A recurring field root cause: a change made with clish on a single member → the SGM starts handling traffic differently → intermittent symptoms that are hard to reproduce.

 

3) Fast triage start with the Security Group

3.1 Global Maestro / Security Group health

On the MHO:

orch_stat -all

What this proves:

• whether all SGMs are present/operational

• whether any member is degraded/missing

• signals of port/fabric issues

Good: all members OK, stable links, no critical port down.
Bad: missing/degraded member, unstable links → fix the foundation before analyzing VPN/policy.

3.2 Security Group sanity check

asg diag verify

What this proves: high-level SG consistency and quick integrity checks.
Bad: critical alerts → return to orch_stat -all and isolate the failing member/port.

3.3 Capacity before taking member-level actions

asg perf -v

What this proves: whether the SG has enough headroom (CPU/memory) to absorb load during isolation/actions.
Bad: SG near its limits → avoid disruptive actions.

3.4 Reconcile state (use with care)

hcp -r all

Note: commonly used in playbooks to recover internal state/handshakes, but it should not be the first “blind” step.

4) Physical and link health (where most “bugs” actually start)

When you see intermittency, “traffic disappears,” or only some users/flows fail, first prove whether there is physical/L1–L2 instability.

4.1 Inventory/port-map quick reference

orch_stat -p

or

cat /etc/maestro.json

Use this to confirm interface/port mapping in the Maestro context.

4.2 Counters and drops (all members)

g_all netstat -ni

What to look for: increasing RX-ERR/TX-ERR/drops.
If these counters climb, they often explain VPN flapping, broken sessions, and “policy is OK but traffic fails.”

4.3 Per-interface physical errors (CRC/symbol errors)

ethtool -S <interfacename>

Good: no CRC/errors increasing.
Bad: CRC/symbol errors → treat as L1/L2 (cable/optics/port/switch) before focusing on VPN.

4.4 Real link flap (carrier)

asg_ifconfig | grep carrier | grep -v "carrier: 0"

Bad: carrier oscillation → intermittent behavior is highly likely.

4.5 Hardware health (sensors)

g_all cpstat -f sensors os

What this proves: thermal/power/fan conditions can lead to instability and erratic behavior.

4.6 Maestro port state

show maestro port <port>

Confirms the port’s state/configuration in the Maestro domain.

5) The turning point: “no log” — does the traffic exist in the SG dataplane?

This step quickly separates “problem before the gateway” from “problem inside the gateway.”

5.1 Prove the session/connection on the SG

Example (intentionally generic IPs):

asg search -v 10.10.40.25 \* 203.0.113.50 443 tcp

Interpretation:

• No output: traffic likely is not reaching the SG (or it’s taking a different path).

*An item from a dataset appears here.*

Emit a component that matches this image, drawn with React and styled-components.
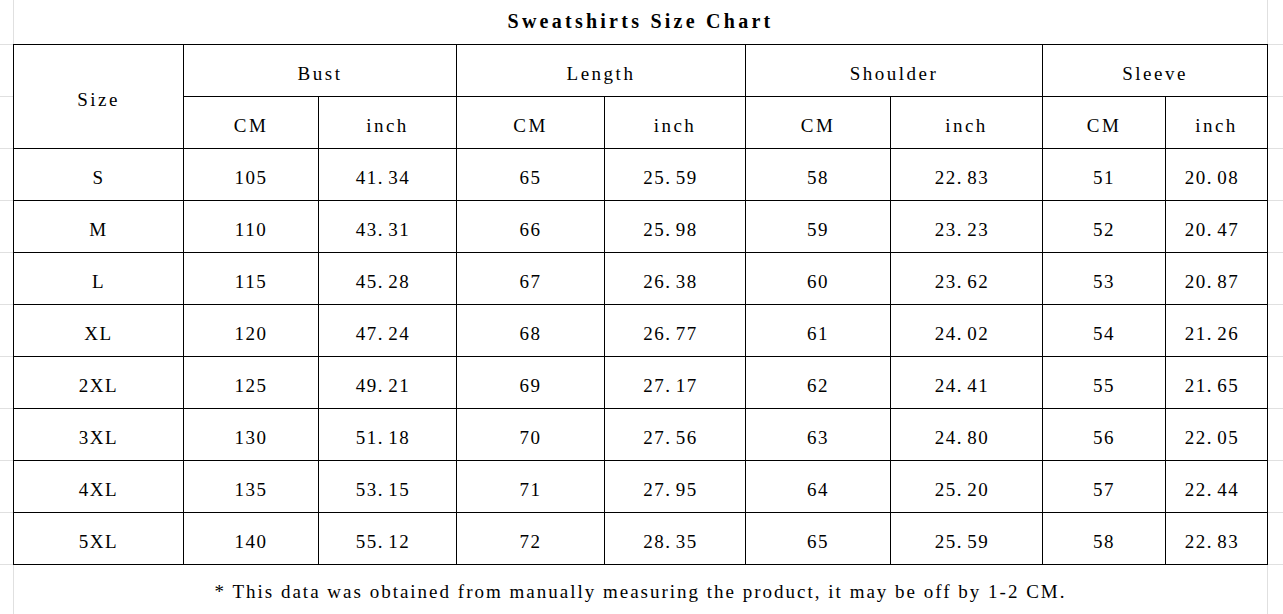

Return to L1/L2/L3 and capture at the correct point.

• Output present: traffic exists in the dataplane; you now have a basis to correlate with NAT, routing, policy, and VPN.

If the connection does not “exist” for the SG, changing policy/VPN is usually wasted effort.

 

6) Single-SGM failure: how to investigate and restore consistency

Typical symptom: intermittent failures, “some flows drop,” “works after some time.”

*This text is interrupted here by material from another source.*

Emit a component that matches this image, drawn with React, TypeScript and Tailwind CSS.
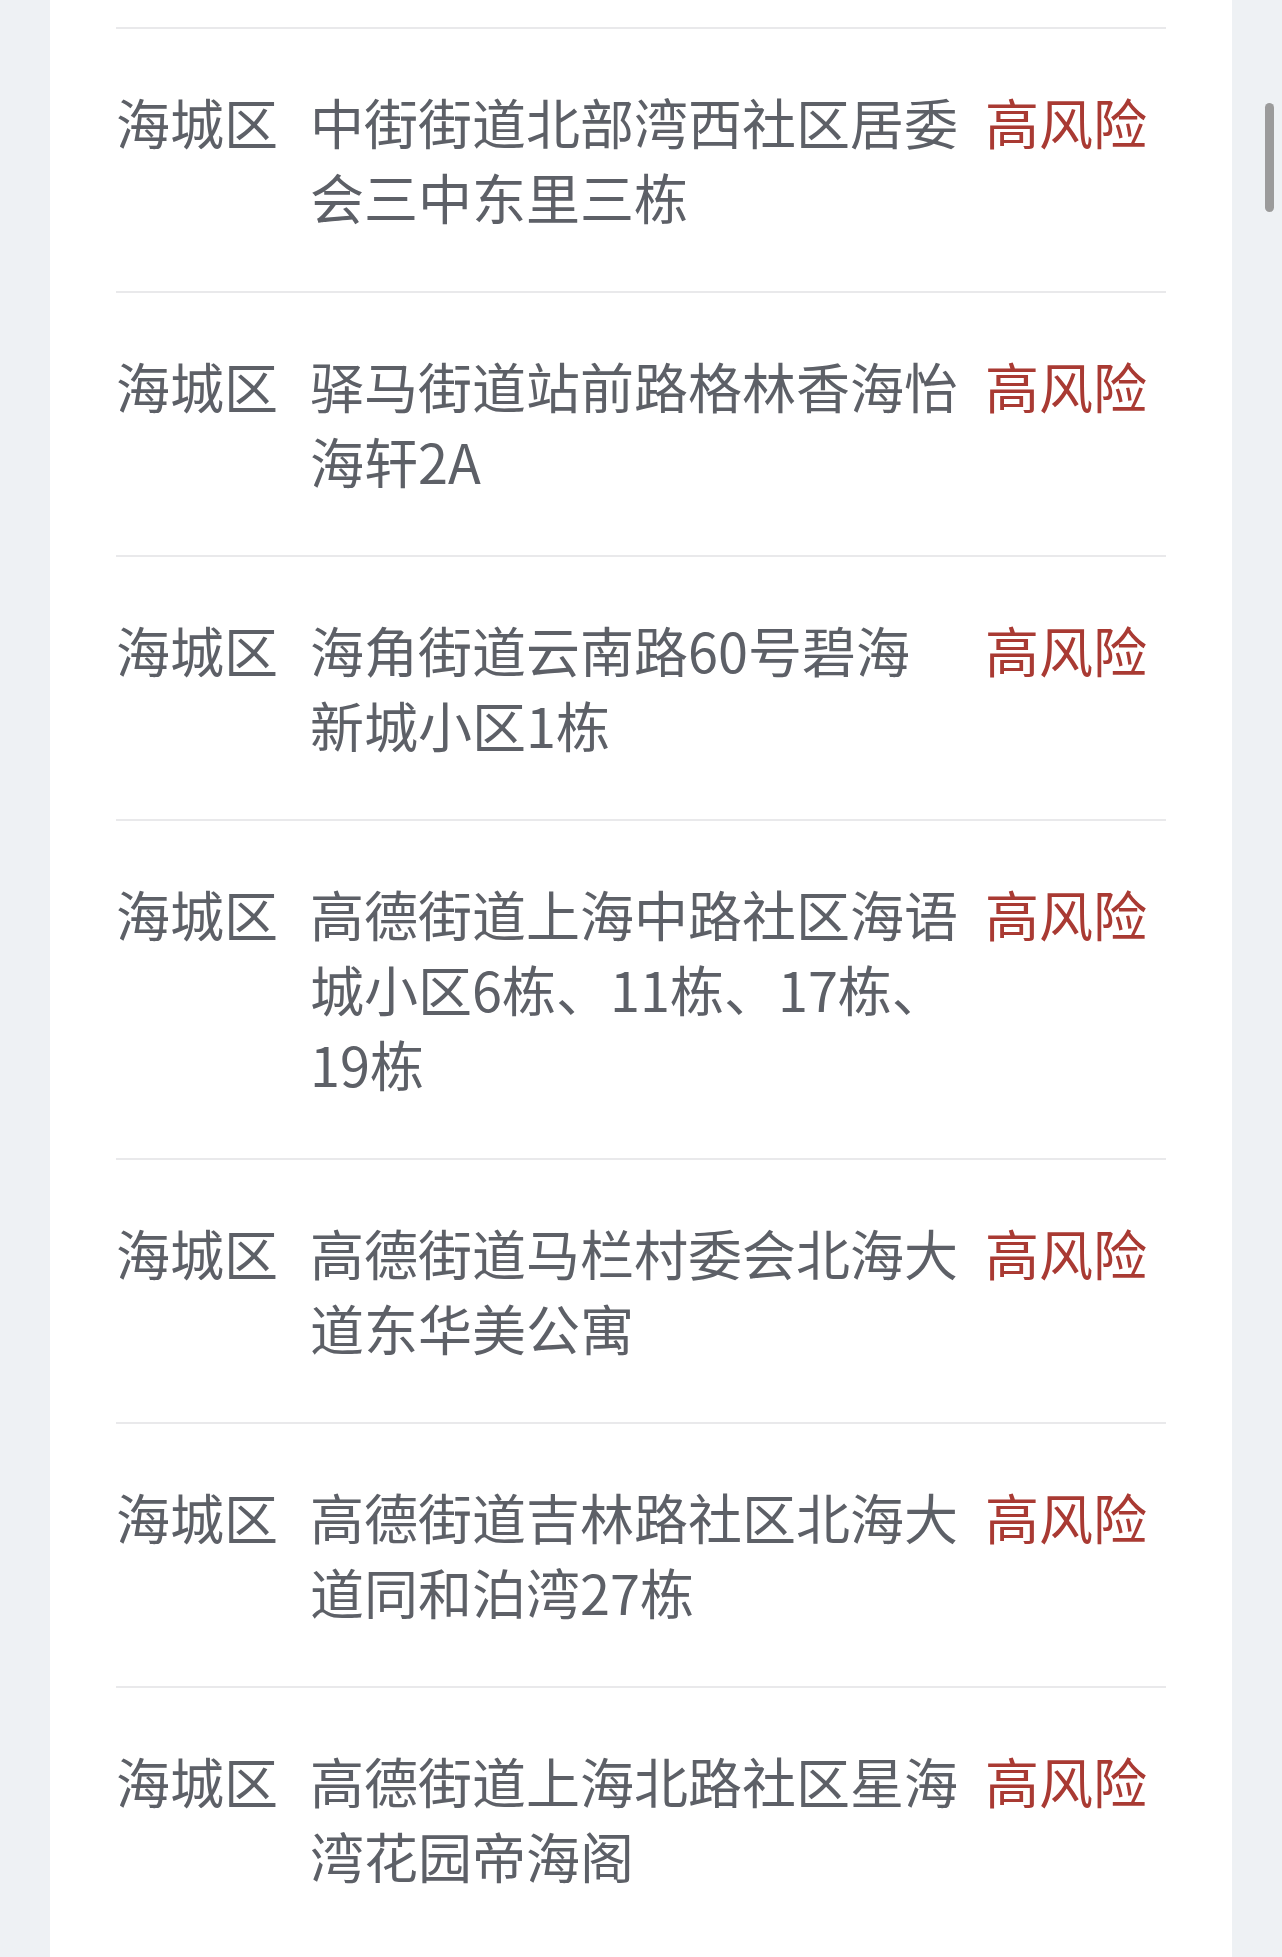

6.1 Controlled action to reintegrate a suspected member (when needed)

On the suspected SGM:

clusterXL_admin down
clusterXL_admin up

Risk: medium (sessions anchored to that member can be impacted).
Pre-condition: confirm headroom with asg perf -v.

6.2 Check state and drift indicators

cphaprob list
tail $FWDIR/log/blade_config

What to look for:

• cphaprob list: HA/cluster participation/state signals and inconsistencies

• blade_config: alerts and errors that indicate configuration drift

Closing

Maestro troubleshooting requires discipline: start with SG health, then prove traffic exists, then validate physical stability, and only then go deeper. If you follow this sequence with objective commands, “phantom incidents” drop sharply—and troubleshooting becomes engineering, not guesswork.